Tldr; I don’t think that this post stands up to close scrutiny although there may be unknown knowns anyway. This is partly due to a couple of things in the original paper which I think are a bit misleading for the purposes of analysing the markets.
The unknown knowns claim is based on 3 patterns in the data:
“The mean prediction market belief of replication is 63.4%, the survey mean was 60.6% and the final result was 61.9%. That’s impressive all around.”
“Every study that would replicate traded at a higher probability of success than every study that would fail to replicate.”
“None of the studies that failed to replicate came close to replicating, so there was a ‘clean cut’ in the underlying scientific reality.”
Taking these in reverse order:
Clean cut in results
I don’t think that there is as clear a distinction between successful and unsuccessful replications as stated in the OP:
“None of the studies that failed to replicate came close to replicating”
This assertion is based on a statement in the paper:
“Second, among the unsuccessful replications, there was essentially no evidence for the original finding. The average relative effect size was very close to zero for the eight findings that failed to replicate according to the statistical significance criterion.”
However this doesn’t necessarily support the claim of a dichotomy – the average being close to 0 doesn’t imply that all the results were close to 0, nor that every successful replication passed cleanly.
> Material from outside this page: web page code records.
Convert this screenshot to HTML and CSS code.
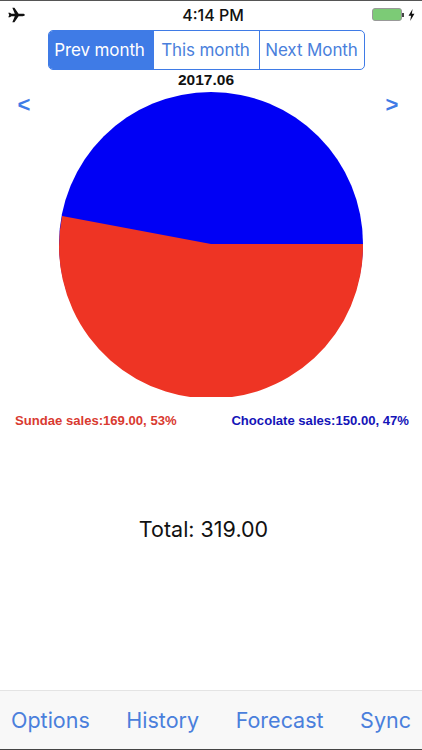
FILE: index.html
```html
<!DOCTYPE html>
<html lang="en">
<head>
    <meta charset="UTF-8">
    <meta name="viewport" content="width=device-width, initial-scale=1.0">
    <title>Sales</title>
    <link rel="stylesheet" href="styles.css">
</head>
<body>
    <div class="screen">
        <!-- Status bar -->
        <div class="status-bar">
            <svg class="plane" width="17" height="16" viewBox="0 0 18 16">
                <path d="M0.3 5.6 L2 5.6 L3.6 6.8 L7.2 6.8 L4.6 0.2 L6.8 0.2 L11.2 6.8 L15.5 6.8 C16.9 6.8 17.8 7.4 17.8 8 C17.8 8.6 16.9 9.2 15.5 9.2 L11.2 9.2 L6.8 15.8 L4.6 15.8 L7.2 9.2 L3.6 9.2 L2 10.4 L0.3 10.4 L1.3 8 Z"/>
            </svg>
            <span class="clock">4:14 PM</span>
            <div class="battery-group">
                <div class="battery"></div>
                <div class="battery-tip"></div>
                <svg class="bolt" width="7" height="12" viewBox="0 0 6 11">
                    <path d="M4 0 L0.3 6.2 L2.6 6.2 L1.8 11 L5.7 4.4 L3.3 4.4 Z"/>
                </svg>
            </div>
        </div>

        <!-- Month selector -->
        <div class="segments">
            <div class="segment active">Prev month</div>
            <div class="segment">This month</div>
            <div class="segment">Next Month</div>
        </div>

        <div class="period">2017.06</div>

        <!-- Pie chart -->
        <div class="chart-row">
            <span class="arrow">&lt;</span>
            <svg class="pie" width="306" height="306" viewBox="-1 -1 306 306">
                <circle cx="152" cy="152" r="152" fill="#0000f5"/>
                <path d="M152 152 L304 152 A152 152 0 1 1 3.1 124 Z" fill="#ee3424"/>
            </svg>
            <span class="arrow">&gt;</span>
        </div>

        <div class="legend">
            <span class="legend-red">Sundae sales:169.00, 53%</span>
            <span class="legend-blue">Chocolate sales:150.00, 47%</span>
        </div>

        <div class="total">Total: 319.00</div>

        <!-- Bottom toolbar -->
        <div class="toolbar">
            <span>Options</span>
            <span>History</span>
            <span>Forecast</span>
            <span>Sync</span>
        </div>
    </div>
</body>
</html>
```

FILE: styles.css
```css
:root {
    --blue: #3f7be6;
    --text-blue: #4a7fdc;
}

* {
    margin: 0;
    padding: 0;
    box-sizing: border-box;
}

body {
    background-color: white;
    font-family: 'Liberation Sans', Arial, sans-serif;
}

.screen {
    width: 422px;
    height: 750px;
    display: flex;
    flex-direction: column;
    border-top: 1px solid #555;
    border-bottom: 1px solid #444;
    overflow: hidden;
}

.status-bar {
    height: 29px;
    display: flex;
    align-items: center;
    justify-content: space-between;
    padding: 0 7px 2px 8px;
    position: relative;
}

.plane {
    fill: #111;
}

.clock {
    position: absolute;
    left: 4px;
    right: 0;
    text-align: center;
    font-size: 16px;
    font-weight: 500;
    color: #111;
    font-family: Inter, 'Liberation Sans', sans-serif;
}

.battery-group {
    display: flex;
    align-items: center;
}

.battery {
    width: 30px;
    height: 13px;
    border: 1px solid #999;
    border-radius: 3px;
    background-color: #7ccb76;
}

.battery-tip {
    width: 2px;
    height: 4px;
    background-color: #444;
    margin-right: 4px;
}

.bolt {
    fill: #111;
}

.segments {
    display: flex;
    width: 317px;
    height: 40px;
    margin-left: 48px;
    border: 1px solid var(--blue);
    border-radius: 5px;
    overflow: hidden;
}

.segment {
    flex: 0 0 106px;
    display: flex;
    align-items: center;
    justify-content: center;
    padding-right: 2px;
    font-size: 17px;
    letter-spacing: -0.1px;
    color: var(--text-blue);
    border-left: 1px solid var(--blue);
    font-family: Inter, 'Liberation Sans', sans-serif;
    white-space: nowrap;
}

.segment:first-child {
    flex-basis: 104px;
    padding-right: 3px;
    border-left: none;
}

.segment.active {
    background-color: var(--blue);
    color: white;
}

.period {
    height: 21px;
    line-height: 19px;
    padding-right: 10px;
    text-align: center;
    font-size: 15.5px;
    font-weight: bold;
    color: #111;
}

.chart-row {
    display: flex;
    justify-content: space-between;
    align-items: flex-start;
    padding: 0 23px 0 17px;
}

.arrow {
    width: 14px;
    margin-top: 1px;
    font-size: 22px;
    line-height: 26px;
    font-weight: bold;
    color: var(--blue);
    text-align: center;
}

.pie {
    display: block;
    margin-left: 27px;
    margin-right: 21px;
}

.legend {
    display: flex;
    justify-content: space-between;
    margin-top: 16px;
    padding: 0 13px 0 15px;
    font-size: 13.1px;
    line-height: 16px;
    font-weight: bold;
}

.legend-red {
    color: #d93a30;
}

.legend-blue {
    color: #1414b8;
}

.total {
    margin-top: 86px;
    text-align: center;
    font-size: 21.5px;
    line-height: 28px;
    color: #111;
    padding-right: 15px;
    font-family: Inter, 'Liberation Sans', sans-serif;
}

.toolbar {
    margin-top: auto;
    height: 59px;
    display: flex;
    align-items: center;
    justify-content: space-between;
    padding: 0 11px;
    background-color: #f8f8f8;
    border-top: 1px solid #e4e4e4;
    font-size: 21.5px;
    color: var(--text-blue);
    font-family: Inter, 'Liberation Sans', sans-serif;
}
```
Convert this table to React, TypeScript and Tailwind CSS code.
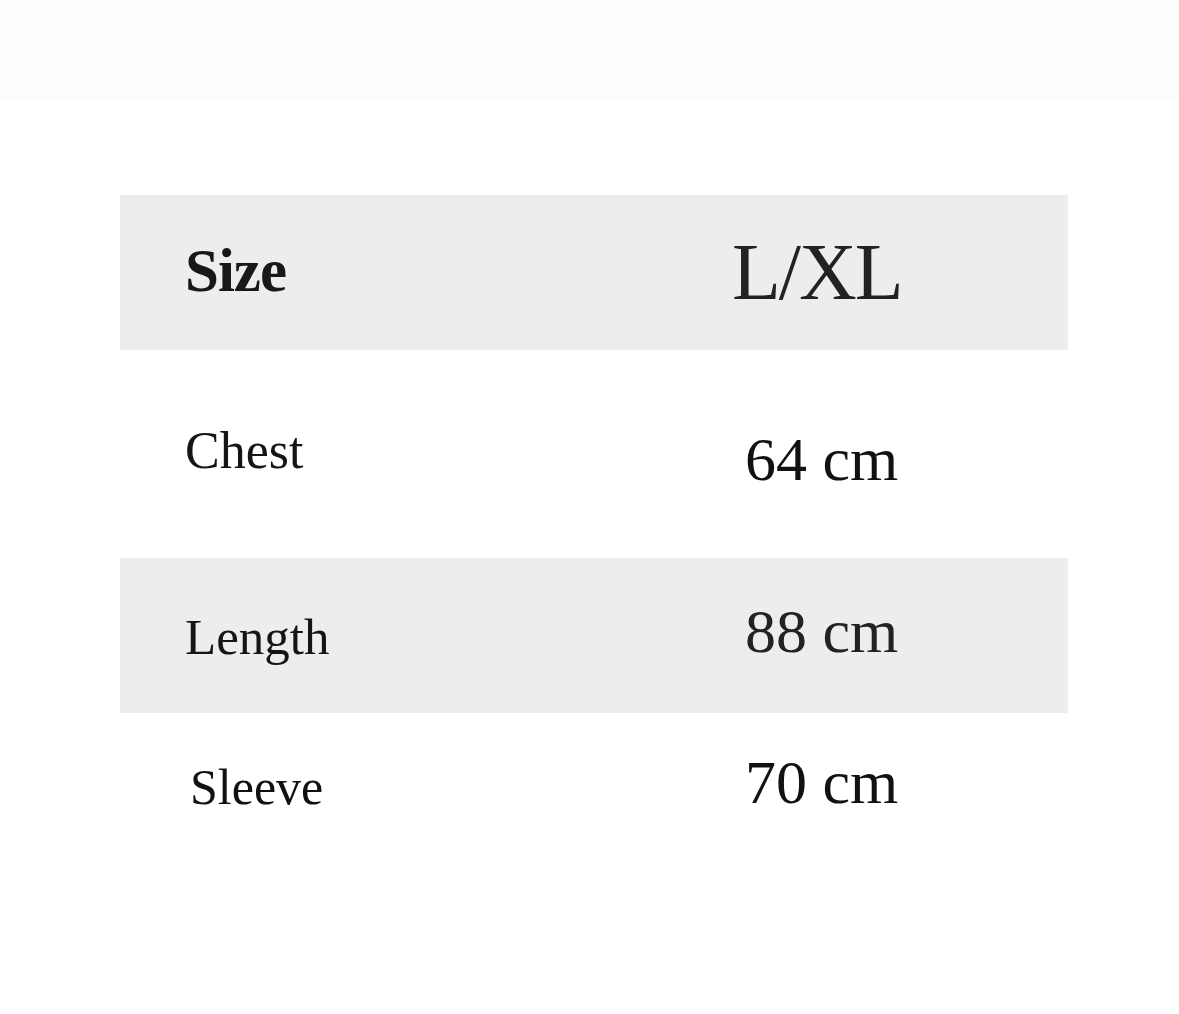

If you ignore the colours, this graph from the paper suggests that the normalised effect sizes are more of a continuum than a clean cut (central section b is relevant chart).
Eyeballing that graph, there is 1 failed replication which nearly succeeded and 4 successful which could have failed. If the effect size shifted by less than 1 S.D. (some of them less than 0.5 S.D.) then the success would have become a failure or vice-versa (although some might have then passed at stage 2). [1]
Monotonic market belief vs replication success
Of the 5 replications noted above, the 1 which nearly passed was ranked last by market belief, the 4 which nearly failed were ranked 3, 4, 5 and 7. If any of these had gone the other way it would have ruined the beautiful monotonic result.
According to the planned procedure [1], the 1 study which nearly passed replication should have been counted as a pass as it successfully replicated in stage 1 and should not have proceeded to stage 2 where the significance disappeared. I think it is right to count this as an overall failed replication but for the sake of analysing the market it should be listed as a success.
Having said that, the pattern is still a very impressive result which I look into below.
Mean market belief
The OP notes that there is a good match between the mean market belief of replication and the actual fraction of successful replications. To me this doesn’t really suggest much by way of whether the participants in the market were under-confident or not. If they were to suddenly become more confident then the mean market belief could easily move away from the result.
If the market is under-confident, it seems like one could buy options in all the markets trading above 0.5 and sell options in all the ones below and expect to make a profit. If I did this then I would buy options in 16⁄21 (76%) of markets and would actually increase the mean market belief away from the actual percentage of successful replications. By this metric becoming more confident would lower accuracy.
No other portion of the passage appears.